Born in a rustbelt steel town and raised in rural Appalachia, Eliza Evans is a climate change activist and artist. She experiments with sculpture, print, video, and textiles to identify disconnections and absurdities in social, economic, and ecological systems. Her art practice manipulates and disrupts geologic and bureaucratic space to frustrate the fossil fuel industry and realize a new collective agency form, especially through outdoor installations and interactive projects.

Her work has been exhibited at various museums and universities, including NEW INC/New Museum at LaMama Gallaria, the Bronx Museum, Missoula Art Museum, Austin Peay State University, and has appeared in the New York Times, Art in America, and Dissent. She is currently a member of NEW INC, the New Museum’s cultural incubator. Her residencies include time at the LMCC Art Center, the Art Law Program, and the National Center for Ecological Analysis and Synthesis. She holds an MFA in visual art from SUNY Purchase and a PhD in economic sociology from the University of Texas at Austin.

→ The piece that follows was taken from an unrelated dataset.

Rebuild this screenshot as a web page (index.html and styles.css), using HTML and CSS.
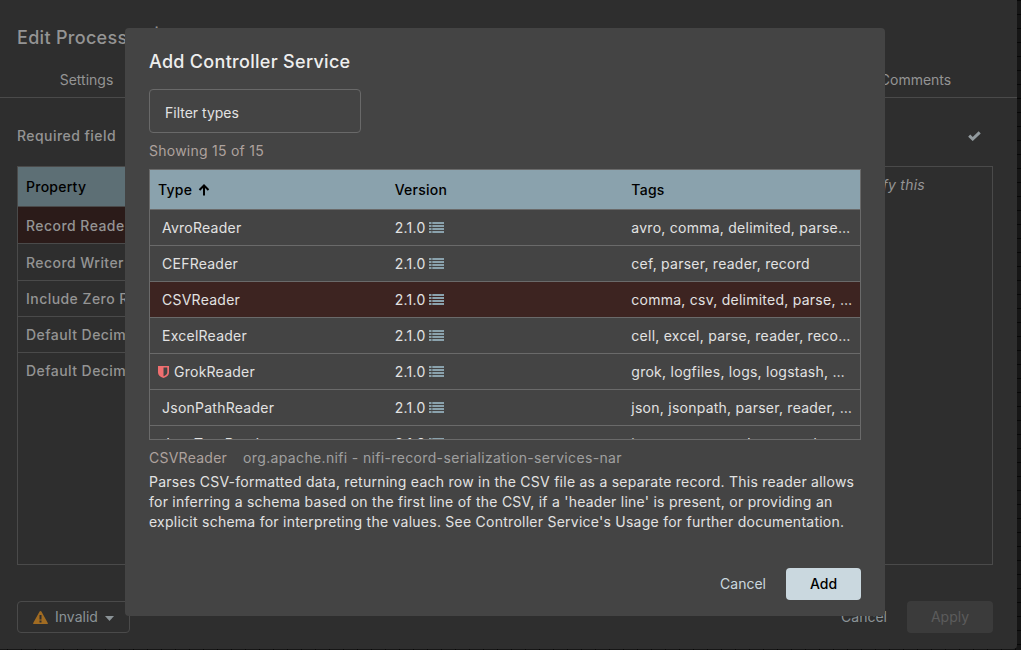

At BMC, Eliza explored the next phase of her ongoing work, All the Way to Hell, a participatory, monumental, site-specific land-based activist art project that converts 1000 individual gestures into a new form of environmental resistance at the intersection of property law, fossil fuel business practice, and bureaucracy. Assessing the potential scale and impact of her project, Eliza continues to imagine what large-scale disruption and noncooperation in oil and gas regions could look like.

2022 - moira williams

moira, wearing a cap and sunglasses, sits cross-legged among the grass and smiles with an open mouth, looking off to their right. Behind them are two canoes amidst the trees and tall ferns, and two residents sit on the canoes while conversing.

A snapshot of moira williams during a lunch stop of a canoe trip. They sit cross-legged among the tall grass, wearing a bright red jacket and sunglasses, and are laughing open-mouthed, looking off to their right. Two fellow residents sit at the canoes behind moira, chatting in the shade.

moira williams is a disabled Indigenous artist, cross-disability cultural activist and access doula whose work reflects the premise: access as art and “access intimacy”. Working across intersectional disability, public parks, arts and community spaces, moira weaves disability justice and environmental justice together.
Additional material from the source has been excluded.